Scalability
This page expands Section 8 from Architecture Overview.
Read each control as a guardrail against a specific failure mode: saturation, unfairness, or orchestration overload.
Scalability Model
Horizontal service scaling
Current baseline replicas in app namespace:
- Contestant Service: 3
- Deployment Center: 3
- Challenge Gateway: 2
- Deployment Consumer: 1
- Deployment Listener: 1
- Contestant Portal/Admin Portal: 1 each
HPA (autoscaling/v2) is configured in the default app manifests for selected services:
- Contestant Service: min 3, max 6.
- Deployment Center: min 2, max 5.
- Challenge Gateway: min 2, max 5.
- Contestant Portal: min 3, max 6.
These HPAs currently use CPU and memory utilization targets (averageUtilization: 90).
This supports horizontal API scaling while keeping worker/reconciler semantics controlled.
Async throughput controls
- deployment_queue max length: 300.
- Deployment Consumer prefetch: 40.
- Deployment Consumer batch size: 20.
- max running workflows gate: 30.
- worker polling interval: 2 seconds.
These controls provide bounded admission to avoid workflow storms and cluster saturation.
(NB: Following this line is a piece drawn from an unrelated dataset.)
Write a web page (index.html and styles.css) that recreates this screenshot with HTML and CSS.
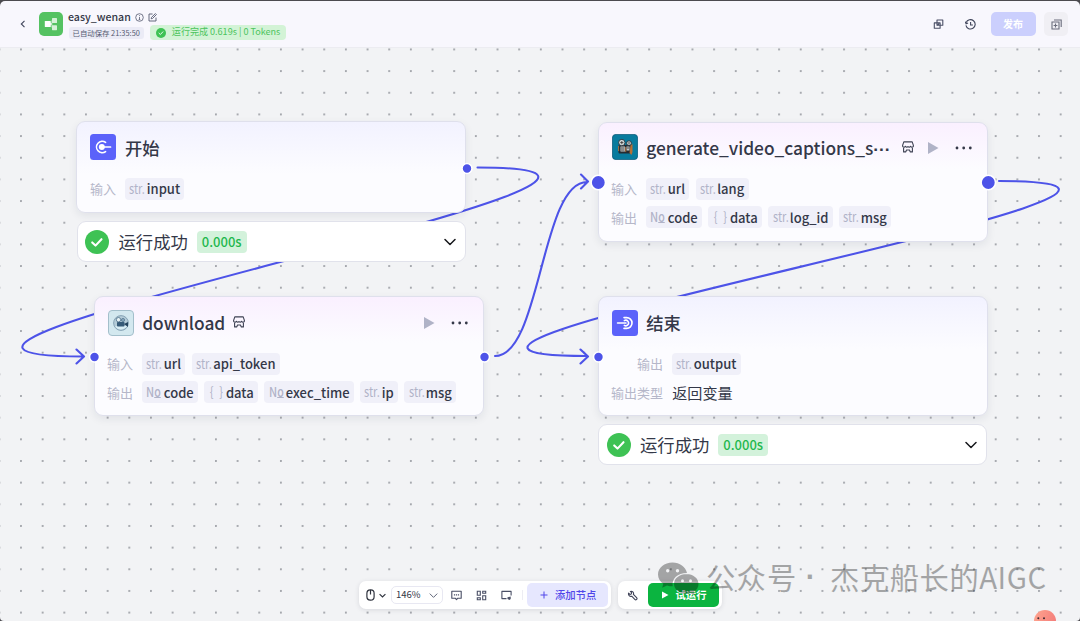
FILE: index.html
```html
<!DOCTYPE html>
<html lang="zh-CN">
<head>
	<meta charset="UTF-8">
	<title>easy_wenan</title>
	<link rel="stylesheet" href="styles.css">
</head>
<body>
	<!-- 公用图标 -->
	<svg class="defs" width="0" height="0">
		<symbol id="i_shop" viewBox="0 0 12 12"><path d="M1.800 .9h8.400l1.100 3.300a1.400 1.500 0 0 1-2.700 1 1.500 1.500 0 0 1-2.600.3 1.500 1.500 0 0 1-2.600-.3 1.400 1.500 0 0 1-2.700-1zM1.600 7v3.900h2.200L4.500 9h3l.7 1.900h2.200V7" fill="none" stroke="#3c4052" stroke-width="1.100" stroke-linejoin="round"/></symbol>
		<symbol id="i_check" viewBox="0 0 24 24"><circle cx="12" cy="12" r="12" fill="#3ec254"/><path d="M7.200 12.400l3.300 3.200 6-6.400" fill="none" stroke="#fff" stroke-width="2.100" stroke-linecap="round" stroke-linejoin="round"/></symbol>
		<symbol id="i_down" viewBox="0 0 12 12"><path d="M1 3.500l5 5 5-5" fill="none" stroke="currentColor" stroke-width="1.500" stroke-linecap="round" stroke-linejoin="round"/></symbol>
	</svg>
	<div id="container">
		<!-- 顶栏 -->
		<div id="header">
			<svg class="back" viewBox="0 0 8 10"><path d="M5.500 1.800L2.300 5l3.200 3.200" fill="none" stroke="#41465c" stroke-width="1.100"/></svg>
			<svg class="logo" viewBox="0 0 24 24"><rect width="24" height="24" rx="5" fill="#55c262"/><path d="M10 11.500h3V8.500h1M10 12.500h3v3h1" fill="none" stroke="#c9ecce" stroke-width="1"/><rect x="5.800" y="9" width="6" height="6" rx=".6" fill="#fff"/><rect x="13" y="6" width="5" height="5" rx=".6" fill="#d5f1d8"/><rect x="13" y="13.200" width="5" height="5" rx=".6" fill="#d5f1d8"/></svg>
			<div class="info">
				<div class="name">
					<span>easy_wenan</span>
					<svg class="i9" viewBox="0 0 9 9"><circle cx="4.500" cy="4.500" r="3.800" fill="none" stroke="#555a70" stroke-width=".8"/><path d="M4.500 4v2.600M4.500 2.200v.9M3.700 6.600h1.600" stroke="#555a70" stroke-width=".8"/></svg>
					<svg class="i9" viewBox="0 0 9 9"><path d="M4.600 1H1v7h7V4.600M3.200 5.800l.3-1.400L7.400.6l1 1-3.900 3.900z" fill="none" stroke="#555a70" stroke-width=".9"/></svg>
				</div>
				<div class="tags">
					<span class="saved">已自动保存 21:35:50</span>
					<span class="done"><svg viewBox="0 0 24 24"><use href="#i_check"/></svg>运行完成 0.619s | 0 Tokens</span>
				</div>
			</div>
			<div class="tools">
				<svg class="i11" viewBox="0 0 11 11"><path d="M4 1h5.800v5.200H4zM1.300 3.900h5.800v5.300H1.300zM4.200 6.600l1.900-1.900" fill="none" stroke="#4a4f66" stroke-width="1.100" stroke-linejoin="round"/></svg>
				<svg class="i11" viewBox="0 0 11 11"><path d="M1.100 3.600A4.700 4.700 0 1 1 .9 6.400M.3 2.600l.8 2.200 2-.7M5.600 3v3h2.300" fill="none" stroke="#41465c" stroke-width="1.100"/></svg>
				<a href="#" class="publish">发布</a>
				<a href="#" class="more"><svg class="i11" viewBox="0 0 11 11"><path d="M1 3h7v7H1zM3 1h7.200v7M4.500 4.600v3.800M2.600 6.500h3.800" fill="none" stroke="#6a6d7c" stroke-width="1.100"/></svg></a>
			</div>
		</div>
		<!-- 画布 -->
		<div id="canvas">
			<svg class="layer" viewBox="0 48 1080 573">
				<defs>
					<pattern id="dots" x="10.200" y="38.600" width="21.660" height="21.660" patternUnits="userSpaceOnUse"><circle cx="10.800" cy="10.800" r=".9" fill="#85888f"/></pattern>
				</defs>
				<rect y="48" width="1080" height="573" fill="url(#dots)"/>
				<g class="edges">
					<path d="M477.500 167.500C792 167.500 -231 356.500 83 356.500M76.500 349.500l7.500 7-7.500 7"/>
					<path d="M495 356C541 356 541 182 587 182M581 174.500l7 7-7 7"/>
					<path d="M999 181C1313 181 274 356 587 356M580.500 349.500l7.500 7-7.500 7"/>
				</g>
			</svg>

			<div class="node start blue">
				<div class="title">
					<svg class="icon" viewBox="0 0 26 26"><rect width="26" height="26" rx="3.500" fill="#5b62fa"/><path d="M15.600 8.400a5.700 5.700 0 1 0 0 9.200" fill="none" stroke="#fff" stroke-width="1.600" stroke-linecap="round"/><circle cx="11.800" cy="13" r="3" fill="#fff"/><path d="M12 13h8.500" stroke="#fff" stroke-width="1.700" stroke-linecap="round"/></svg>
					<span class="text">开始</span>
				</div>
				<div class="row"><label>输入</label><span class="chip"><span class="type">str.</span>input</span></div>
			</div>
			<div class="result r1"><svg class="ok"><use href="#i_check"/></svg><span class="text">运行成功</span><span class="time">0.000s</span><svg class="down"><use href="#i_down"/></svg></div>

			<div class="node video pink">
				<div class="title">
					<svg class="icon" viewBox="0 0 26 26"><rect x=".4" y=".4" width="25.200" height="25.200" rx="3.500" fill="#087b9e" stroke="#0a5877" stroke-width=".8"/><rect x="6.500" y="11" width="13" height="8.500" rx="1" fill="#252c33"/><path d="M18.500 11l2-1v8l-1 3-2-2z" fill="#b86f34"/><circle cx="9.800" cy="8.600" r="3.200" fill="#d3dadb" stroke="#253039" stroke-width=".9"/><circle cx="17" cy="9.200" r="2.400" fill="#c5ced0" stroke="#253039" stroke-width=".9"/><path d="M8.500 12.500h4.500v5H8.500zM14.500 12.500h3v4h-3z" fill="#c3c9ca"/><path d="M9.800 7v3.200M8.200 8.600h3.200M17 8v2.400M9 14h3.500M9 16h3.500M15 14h2" stroke="#33302e" stroke-width=".8"/><path d="M6.600 12v5M13.700 13v5" stroke="#c87b39" stroke-width=".8"/></svg>
					<span class="text">generate_video_captions_s<i>···</i></span>
					<svg class="shop"><use href="#i_shop"/></svg>
					<svg class="play" viewBox="0 0 12 12"><path d="M1 0l10.500 6L1 12z" fill="#b0b3c7"/></svg>
					<svg class="dots" viewBox="0 0 17 4"><circle cx="2" cy="2" r="1.400"/><circle cx="8.700" cy="2" r="1.400"/><circle cx="15.300" cy="2" r="1.400"/></svg>
				</div>
				<div class="row"><label>输入</label><span class="chip"><span class="type">str.</span>url</span><span class="chip"><span class="type">str.</span>lang</span></div>
				<div class="row"><label>输出</label><span class="chip"><span class="type no">N<u>o</u></span>code</span><span class="chip"><span class="type obj">{ }</span>data</span><span class="chip"><span class="type">str.</span>log_id</span><span class="chip"><span class="type">str.</span>msg</span></div>
			</div>

			<div class="node download pink">
				<div class="title">
					<svg class="icon" viewBox="0 0 26 26"><rect x=".5" y=".5" width="25" height="25" rx="3.500" fill="#d3e8ef" stroke="#a3bfcb"/><circle cx="13" cy="13" r="7.400" fill="#b4ccd8" stroke="#7796a9" stroke-width=".8"/><path d="M7 16.500c3 4 9 4 12.500-.5-4-1-9-.8-12.500.5z" fill="#d9eef5"/><rect x="9" y="12" width="7.500" height="4.500" rx=".8" fill="#365b78"/><path d="M16 14l4-2v5z" fill="#25455f"/><circle cx="10.500" cy="9.700" r="2.200" fill="#e7f2f5" stroke="#4c6f89" stroke-width=".8"/><circle cx="15" cy="10" r="1.600" fill="#87a8ba" stroke="#4c6f89" stroke-width=".7"/></svg>
					<span class="text">download</span>
					<svg class="shop"><use href="#i_shop"/></svg>
					<svg class="play" viewBox="0 0 12 12"><path d="M1 0l10.500 6L1 12z" fill="#b0b3c7"/></svg>
					<svg class="dots" viewBox="0 0 17 4"><circle cx="2" cy="2" r="1.400"/><circle cx="8.700" cy="2" r="1.400"/><circle cx="15.300" cy="2" r="1.400"/></svg>
				</div>
				<div class="row"><label>输入</label><span class="chip"><span class="type">str.</span>url</span><span class="chip"><span class="type">str.</span>api_token</span></div>
				<div class="row"><label>输出</label><span class="chip"><span class="type no">N<u>o</u></span>code</span><span class="chip"><span class="type obj">{ }</span>data</span><span class="chip"><span class="type no">N<u>o</u></span>exec_time</span><span class="chip"><span class="type">str.</span>ip</span><span class="chip"><span class="type">str.</span>msg</span></div>
			</div>

			<div class="node end blue">
				<div class="title">
					<svg class="icon" viewBox="0 0 26 26"><rect width="26" height="26" rx="3.500" fill="#5b62fa"/><path d="M12 7.600h2.600a5.300 5.300 0 0 1 0 10.800H12" fill="none" stroke="#fff" stroke-width="1.600" stroke-linecap="round"/><path d="M5.500 13H14M12.300 10.600a2.800 2.800 0 1 1 0 4.800" fill="none" stroke="#fff" stroke-width="1.500" stroke-linecap="round"/></svg>
					<span class="text">结束</span>
				</div>
				<div class="row"><label>输出</label><span class="chip"><span class="type">str.</span>output</span></div>
				<div class="row"><label>输出类型</label><span class="value">返回变量</span></div>
			</div>
			<div class="result r2"><svg class="ok"><use href="#i_check"/></svg><span class="text">运行成功</span><span class="time">0.000s</span><svg class="down"><use href="#i_down"/></svg></div>

			<!-- 连接点 -->
			<svg class="layer ports" viewBox="0 48 1080 573">
				<circle cx="467" cy="168.500" r="5"/>
				<circle cx="94.500" cy="357" r="5"/>
				<circle cx="484.500" cy="357" r="5"/>
				<circle cx="598.500" cy="357" r="5"/>
				<circle cx="598.300" cy="182.500" r="7.200"/>
				<circle cx="988.300" cy="182.500" r="7.200"/>
			</svg>

			<!-- 底部工具条 -->
			<div id="toolbar">
				<div class="bar">
					<svg class="mouse" viewBox="0 0 9 12"><rect x=".9" y=".9" width="7.200" height="10.200" rx="3.400" fill="none" stroke="#30343f" stroke-width="1.200"/><path d="M4.500 1v4.500" stroke="#30343f" stroke-width="1.200"/></svg>
					<svg class="arrow" viewBox="0 0 12 12"><path d="M1 3.500l5 5 5-5" fill="none" stroke="#30343f" stroke-width="2"/></svg>
					<span class="zoom">146%<svg viewBox="0 0 12 12"><path d="M1 3.500l5 5 5-5" fill="none" stroke="#5e6376" stroke-width="1.300"/></svg></span>
					<svg class="i11" viewBox="0 0 11 11"><path d="M.8 1.200h9.400v7H6.800L5.500 9.700 4.200 8.200H.8z" fill="none" stroke="#4a4f66" stroke-width="1.100" stroke-linejoin="round"/><path d="M2.900 4.800h1.200M4.900 4.800h1.200M6.900 4.800h1.200" stroke="#4a4f66" stroke-width="1.200"/></svg>
					<svg class="i11" viewBox="0 0 11 11"><path d="M1.300 1.300h3v4h-3zM6.700 1.300h3v2h-3zM1.300 7.700h3v2h-3zM6.700 5.700h3v4h-3z" fill="none" stroke="#4a4f66" stroke-width="1.100"/></svg>
					<svg class="i11" viewBox="0 0 11 11"><path d="M5.500 8.600H.9V1.400h9.200v4" fill="none" stroke="#4a4f66" stroke-width="1.100" stroke-linejoin="round"/><path d="M6.300 7.400l3.400-1v2.700l-1.200 1L6.600 9z" fill="#4a4f66"/></svg>
					<span class="line"></span>
					<a href="#" class="add"><svg viewBox="0 0 8 8"><path d="M4 .5v7M.5 4h7" stroke="#5046e9" stroke-width="1"/></svg>添加节点</a>
				</div>
				<div class="bar">
					<svg class="wrench" viewBox="0 0 11 11"><path d="M1.600 3.100l1.300 1.300 1.400-.4.3-1.400-1.200-1.200c1.900-.6 3.700 1.100 3 3L9.600 7.600a1.200 1.200 0 0 1-1.800 1.800L4.700 6.200c-2 .7-3.700-1.200-3.100-3.100z" fill="none" stroke="#3f4358" stroke-width="1.100" stroke-linejoin="round"/></svg>
					<a href="#" class="run"><svg viewBox="0 0 8 8"><path d="M1 .5L7.500 4 1 7.500z" fill="#fff"/></svg>试运行</a>
				</div>
			</div>

			<div id="watermark">
				<svg viewBox="0 0 41 32"><path d="M14.500 0C6.500 0 0 5.400 0 12c0 3.800 2.100 7.100 5.300 9.300L4.200 25.300l4.800-2.400c1.800.6 3.600.8 5.700.8C13.500 16 19.500 10.500 29 10.400 27.700 4.300 21.700 0 14.500 0z"/><path d="M28.500 11.500c-7 0-12.500 4.400-12.500 9.900s5.500 9.900 12.500 9.900c1.500 0 3-.2 4.300-.6l4 2-.9-3.500c2.800-1.800 4.600-4.600 4.600-7.800 0-5.500-5.300-9.900-12-9.900z"/><circle cx="9.700" cy="8.200" r="1.700" class="eye"/><circle cx="19.500" cy="8.200" r="1.700" class="eye"/><circle cx="24.500" cy="18.300" r="1.500" class="eye"/><circle cx="32.500" cy="18.300" r="1.500" class="eye"/></svg>
				<span class="a">公众号</span><span class="dot">·</span><span class="b">杰克船长的AIGC</span>
			</div>
			<svg class="mascot" viewBox="0 0 22 22"><defs><linearGradient id="face" x1="0" x2="1" y2=".4"><stop offset="0" stop-color="#ffa58f"/><stop offset="1" stop-color="#f47f7b"/></linearGradient></defs><circle cx="11" cy="11" r="11" fill="url(#face)"/><circle cx="4.300" cy="8.300" r="1" fill="#3b2b33"/><circle cx="10" cy="8.300" r="1" fill="#3b2b33"/></svg>
		</div>
	</div>
</body>
</html>
```
FILE: styles.css
```css
/*reset*/
*{
	box-sizing: border-box;
}
a{
	text-decoration: none;
}
svg{
	display: block;
	flex: none;
}
body{
	margin: 0;
	height: 621px;
	overflow: hidden;
	background: #4c4b50;
	font: 14px/1.2 "Noto Sans CJK SC", sans-serif;
	color: #343848;
	white-space: nowrap;
}
.defs{
	position: absolute;
}
#container{
	display: flex;
	flex-direction: column;
	height: 621px;
	padding-top: 1px;
}
/*顶栏*/
#header{
	display: flex;
	align-items: center;
	height: 47px;
	padding: 0 12px 0 19px;
	background: #f8f7fd;
	border-bottom: 1px solid #ececf1;
	border-radius: 5px 5px 0 0;
}
.back{
	width: 8px;
	height: 10px;
}
.logo{
	width: 24px;
	height: 24px;
	margin: 0 6px 0 11.500px;
}
.info{
	padding-top: 2px;
}
.name{
	display: flex;
	align-items: center;
	gap: 4px;
	height: 15px;
	font-size: 10.600px;
	font-weight: 500;
}
.name span{
	margin-left: -.5px;
}
.i9{
	width: 9px;
	height: 9px;
}
.i11{
	width: 11px;
	height: 11px;
}
.tags{
	display: flex;
	align-items: center;
	gap: 6px;
	height: 16px;
}
.saved{
	height: 12px;
	padding: 0 4px;
	border-radius: 3px;
	background: #ebebf6;
	font-size: 7.400px;
	line-height: 12px;
	color: #565b72;
}
.done{
	display: flex;
	align-items: center;
	height: 15px;
	padding: 0 6px;
	border-radius: 4px;
	background: #d3f3d6;
	font-size: 9.050px;
	color: #4cc45d;
}
.done svg{
	width: 10px;
	height: 10px;
	margin-right: 6px;
}
.tools{
	display: flex;
	align-items: center;
	margin-left: auto;
}
.tools> .i11{
	margin-right: 21px;
}
.publish{
	width: 45px;
	height: 24px;
	margin: 0 8.500px 0 -6px;
	border-radius: 5px;
	background: #cbcffd;
	font-size: 10px;
	font-weight: 700;
	line-height: 24px;
	text-align: center;
	color: #fff;
}
.more{
	display: flex;
	align-items: center;
	justify-content: center;
	width: 24px;
	height: 24px;
	border-radius: 5px;
	background: #f0eff4;
}
/*画布*/
#canvas{
	position: relative;
	flex: 1;
	overflow: hidden;
	background: #f2f3f5;
	border-radius: 0 0 4px 4px;
}
.layer{
	position: absolute;
	left: 0;
	top: 0;
	width: 1080px;
	height: 573px;
}
.edges path{
	fill: none;
	stroke: #4d53e8;
	stroke-width: 2.100;
	stroke-linecap: round;
	stroke-linejoin: round;
}
.ports circle{
	fill: #4d53e8;
	stroke: #fff;
	stroke-width: 1.600;
}
/*节点*/
.node{
	position: absolute;
	width: 390px;
	padding: 12px;
	border: 1px solid #dfe0ec;
	border-radius: 9px;
	box-shadow: 0 3px 8px rgba(30, 35, 60, .08);
}
.blue{
	background: linear-gradient(#f2f2ff, #fcfcff 52px);
}
.pink{
	background: linear-gradient(#faf0ff, #fcfcff 46px);
}
.start{
	left: 76px;
	top: 73px;
	height: 92px;
	padding-left: 13px;
}
.video{
	left: 598px;
	top: 74px;
	height: 120px;
}
.download{
	left: 94px;
	top: 248px;
	height: 120px;
}
.end{
	left: 598px;
	top: 248px;
	height: 120px;
}
.title{
	display: flex;
	align-items: center;
	height: 26px;
	margin-bottom: 18px;
	font-size: 17.330px;
	font-weight: 500;
}
.title .text{
	padding-top: 2px;
}
.video .title{
	margin-top: -1px;
}
.video .title .icon, .end .title .icon, .download .title .icon{
	margin-left: .6px;
	margin-right: 8.600px;
}
.download .icon, .end .icon{
	margin-top: 1px;
}
.title .icon{
	width: 26px;
	height: 26px;
	margin-right: 9px;
}
.title .shop{
	width: 12px;
	height: 12px;
	margin: 0 auto 0 7.500px;
}
.title i{
	font: 700 17.330px/1 "Liberation Sans", sans-serif;
}
.video .title .shop{
	margin-left: 11px;
}
.title .play{
	width: 12px;
	height: 12px;
	margin-top: 2px;
	margin-right: 15.500px;
}
.title .dots{
	width: 17px;
	height: 4px;
	margin-top: 2px;
	margin-right: 3.500px;
	fill: #343848;
}
.row{
	display: flex;
	align-items: center;
	gap: 6.300px;
	height: 22px;
	margin-bottom: 6.300px;
}
.row label{
	width: 26px;
	margin-right: 2.900px;
	font-size: 13px;
	color: #b5b7c9;
}
.end .row label{
	width: 52px;
	text-align: right;
}
.chip{
	display: flex;
	align-items: center;
	height: 22px;
	padding: 0 4.300px;
	border-radius: 4px;
	background: #f0f0f9;
	font-size: 13px;
	font-weight: 500;
}
.type{
	width: 15px;
	margin-right: 2.300px;
	font-size: 13.500px;
	font-weight: 400;
	color: #b0b3c8;
	transform: translateY(-1px) scaleX(.82);
	transform-origin: 0 50%;
}
.type.no{
	font-weight: 500;
}
.no u{
	display: inline-block;
	height: 11px;
	border-bottom: 1px solid #b0b3c8;
	font-size: 13px;
	line-height: 10px;
	vertical-align: 0;
	text-decoration: none;
}
.obj{
	word-spacing: 4px;
	text-indent: 1px;
}
.value{
	font-size: 15.100px;
}
/*运行结果*/
.result{
	position: absolute;
	display: flex;
	align-items: center;
	width: 389px;
	height: 41px;
	padding: 0 8px 0 7px;
	border: 1px solid #e1e2eb;
	border-radius: 9px;
	background: #fff;
	font-size: 17.330px;
}
.result .text{
	padding-top: 1px;
}
.r1{
	left: 77px;
	top: 173px;
}
.r2{
	left: 598px;
	top: 376px;
}
.ok{
	width: 24px;
	height: 24px;
	margin-right: 9.500px;
}
.r2 .ok{
	margin-left: .5px;
}
.time{
	height: 22px;
	margin-left: 9px;
	padding: 0 5px;
	border-radius: 4px;
	background: #d3f2db;
	font-size: 13px;
	font-weight: 500;
	line-height: 22px;
	color: #1fb84e;
}
.down{
	width: 12px;
	height: 12px;
	margin-left: auto;
	margin-right: 1px;
	color: #17181c;
}
/*工具条*/
#toolbar{
	position: absolute;
	left: 359px;
	top: 533px;
	display: flex;
	gap: 7px;
}
.bar{
	display: flex;
	align-items: center;
	height: 28px;
	padding: 0 3px 0 7px;
	border-radius: 7px;
	background: #fff;
	box-shadow: 0 1px 5px rgba(30, 35, 60, .12);
}
.mouse{
	width: 9px;
	height: 12px;
}
.arrow{
	width: 7px;
	height: 7px;
	margin: 0 5px 0 4px;
}
.zoom{
	display: flex;
	align-items: center;
	justify-content: space-between;
	width: 52px;
	height: 18px;
	margin-right: 8px;
	padding: 0 4px;
	border: 1px solid #e8e8f2;
	border-radius: 5px;
	font-size: 9.500px;
}
.zoom svg{
	width: 9px;
	height: 9px;
}
.bar .i11{
	margin-right: 14.200px;
}
.line{
	width: 1px;
	height: 10px;
	margin: 0 4px 0 -4.500px;
	background: #ededf3;
}
.add, .run{
	display: flex;
	align-items: center;
	height: 24px;
	border-radius: 5px;
	font-size: 10.300px;
	font-weight: 500;
}
.add{
	width: 81px;
	padding-left: 12.500px;
	background: #e6e7fe;
	color: #5046e9;
}
.add svg{
	width: 8px;
	height: 8px;
	margin-right: 7.500px;
}
.wrench{
	width: 11px;
	height: 11px;
	margin: 0 9.500px 0 2px;
}
.run{
	width: 71px;
	padding-left: 13px;
	background: #0bb440;
	font-weight: 700;
	color: #fff;
}
.run svg{
	width: 8px;
	height: 8px;
	margin-right: 7px;
}
/*水印*/
#watermark{
	position: absolute;
	left: 658px;
	top: 507px;
	display: flex;
	align-items: center;
	height: 44px;
	font-size: 29.300px;
	font-weight: 400;
	color: #000;
	opacity: .32;
}
#watermark svg{
	width: 41px;
	height: 33px;
	margin-top: 2px;
}
#watermark .eye{
	fill: #f2f3f5;
}
#watermark .a{
	margin-left: 7px;
	letter-spacing: 1.200px;
}
#watermark .dot{
	width: 32.500px;
	padding-right: 6px;
	font-family: "Liberation Sans", sans-serif;
	font-weight: 700;
	text-align: center;
}
#watermark .b{
	letter-spacing: .55px;
}
.mascot{
	position: absolute;
	left: 1034px;
	top: 562px;
	width: 22px;
	height: 22px;
}
```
Raising worker concurrency without adjusting queue limits and workflow caps can destabilize the cluster faster than it improves throughput.
Runtime access scaling
Challenge Gateway capacity controls include:
- global TCP max connections,
- per-IP TCP connections,
- per-token TCP connections,
- HTTP per-token/IP and per-IP rate limiting.
These controls protect challenge infrastructure from abuse and accidental overload.
Team-level fairness controls
- Concurrent challenge cap per team is enforced atomically in Redis ZSET.
- Max deploy count and max attempts are checked per challenge/team.
Fairness is enforced atomically, not best effort.
Current scaling trade-offs
- Scaling is hybrid: HPA is enabled for selected stateless services, while worker/reconciler components remain manually scaled for predictable orchestration and reconciliation behavior.
- Single Deployment Consumer simplifies ordering and control, but can become a throughput bottleneck if event size grows sharply.
Validate throughput settings with quick and race tests before event day, then freeze critical scaling knobs during the contest window.